D. Tentang Pertimbangan Unsur “Dengan Tujuan Menguntungkan Diri Sendiri, Orang Lain atau Suatu Korporasi”

  1. Bahwa, dalam mempertimbangkan terbuktinya unsur “Dengan Tujuan Menguntungkan Diri Sendiri, Orang Lain atau Suatu Korporasi”, Pengadilan Tindak Pidana Korupsi menyatakan sebagai berikut: “bahwa terkait dengan kebijakan-kebijakan yang telah dikeluarkan oleh Terdakwa H. SUWARNA ABDUL FATAH in casu sebagai Gubernur Kalimantan Timur kepada perusahaan-perusahaan yang tergabung dalam Surya Damai Group tersebut diatas, ternyata dapat diperoleh fakta-fakta hukum yang terungkap didepan persidangan bahwa terdakwa telah memeberikan fasilitas berupa pembebasan atau Dispensasi pembayaran Bank Garansi sebagaimana diisyaratkan dalam permohonan IPK, dengan adanya Dispensasi tersebut telah keluarnya IPK sehingga terdakwa telah melakukan penebangan kayu, jelasnya telah menguntungkan terdakwa dan menurut pernyataan dari saksi MARTIAS selaku Board of Director Surya Damai Group keuntungan yang telah diperoleh sebesar Rp. 5.167.723.032,- (lima milyar seratus enam puluh tujuh juta tujuh ratus dua puluh tiga ribu tiga puluh dua rupiah) sebagaimana surat bukti No. 1021” (hlm. 346) (cetak tebal oleh Annator).
  2. Bahwa, dari pertimbangan di atas Majelis Hakim Pengadilan Tindak Pidana Korupsi yang terpenuhi adalah bagian unsur “menguntungkan diri sendiri”, tetapi besar keuntungannya adalah sebesar keuntungan yang diterima Surya Damai Group Rp. 5.167.723.032,- (lima milyar seratus enam puluh tujuh juta tujuh ratus dua puluh tiga ribu tiga puluh dua rupiah). Bagaimana mungkin Terdakwa menguntungkan dirinya sendiri melalui Surya Damai Group padahal Terdakwa tidak mempunyai afiliasi dengan kelompok perusahaan tersebut;
  3. Bahwa, sekali lagi Pengadilan Tindak Pidana Korupsi menunjukkan pertimbangan yang menyesatkan (rechtersdwaling).

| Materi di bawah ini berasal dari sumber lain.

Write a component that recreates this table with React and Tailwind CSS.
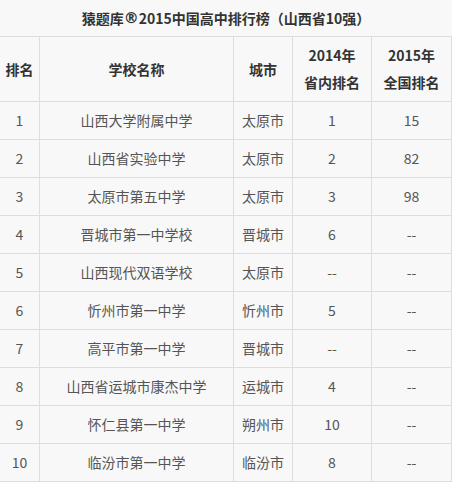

E. Tentang Pertimbangan Hukum mengenai unsur “Menyalahgunakan Kewenangan, Kesempatan atau Sarana Yang Ada Padanya Karena Jabatan atau Kedudukan”.

  1. Bahwa dengan mengutip pendapat Adami Chawazi, Majelis Hakim Pengadilan Tindak Pidana Korupsi mengartikan unsur “menyalahgunakan kewenangan, kesempatan atau sarana yang ada padanya karena jabatan atau kedudukan” sebagai berikut: ”pengertian menyalahgunakan kewenangan, kesempatan atau sarana yang ada padanya karena jabatan atau kedudukan harus ada hubungan kausal antara keberadaan kewenangan, kesempatan dan sarana dengan jabatan atau kedudukan. Oleh karena memangku jabatan atau kedudukan akibatnya dia mempunyai kewenangan, kesempatan atau sarana yang timbul dari jabatan atau kedudukan tersebut” (hlm. 347). Dari pandangan ini dapat disimpulkan bahwa untuk membuktikan pemenuhan unsur ini diperlukan pembuktian dalam tahap-tahap berikut:

a. Adanya jabatan atau kedudukan tertentu yang diduduki atau dipunyai seseorang;

b. Orang yang menduduki jabatan atau mempunyai kedudukan tersebut mempunyai sejumlah kewenangan, kesempatan atau sarana tertentu;

c. Kewenangan, kesempatan atau sarana tersebut tertentu telah digunakan diluar dari tujuan mengadakan kewenangan, kesempatan atau sarana tersebut;

  1. Bahwa namun demikian justru Majelis Hakim Pengadilan Tindak Pidana Korupsi dalam membuktikan unsur ini berkenaan dengan pengeluaran Surat Persetujuan Prinsip Pembukaan Lahan dan Pemanfaatan Kayu menyatakan sebagai berikut: “…Majelis Hakim berpendapat bahwa yang berwenang mengeluarkan Surat Persetujuan Prinsip Pembukaan Lahan dan Pemanfaatan Kayu adalah Menteri Kehutanan cq. Direktorat Jendral Pengusahaan Hutan Produksi (Dirjen PHP) atau Kepala Kantor Wilayah Departemen Kehutanan dan Perkebunan Provinsi Kalimantan Timur, dan bukan kewenangan Terdakwa selaku Gubernur Kalimantan Timur” (hlm. 350). Bahwa dengan demikian Terdakwa tidak mungkin menyalahgunakan kewenangan, kesempatan atau sarana yang ada karena jabatan atau kedudukannya karena Terdakwa tidak mempunyai kewenangan tersebut. Orang yang tidak mempunyai kewenangan tidak mungkin menyalahgunakan kewenangan atau orang yang tidak mempunyai kesempatan tidak mungkin menyalahgunakan kesempatan dan orang yang tidak mempunyai sarana tidak mungkin menyalahgunakan sarana.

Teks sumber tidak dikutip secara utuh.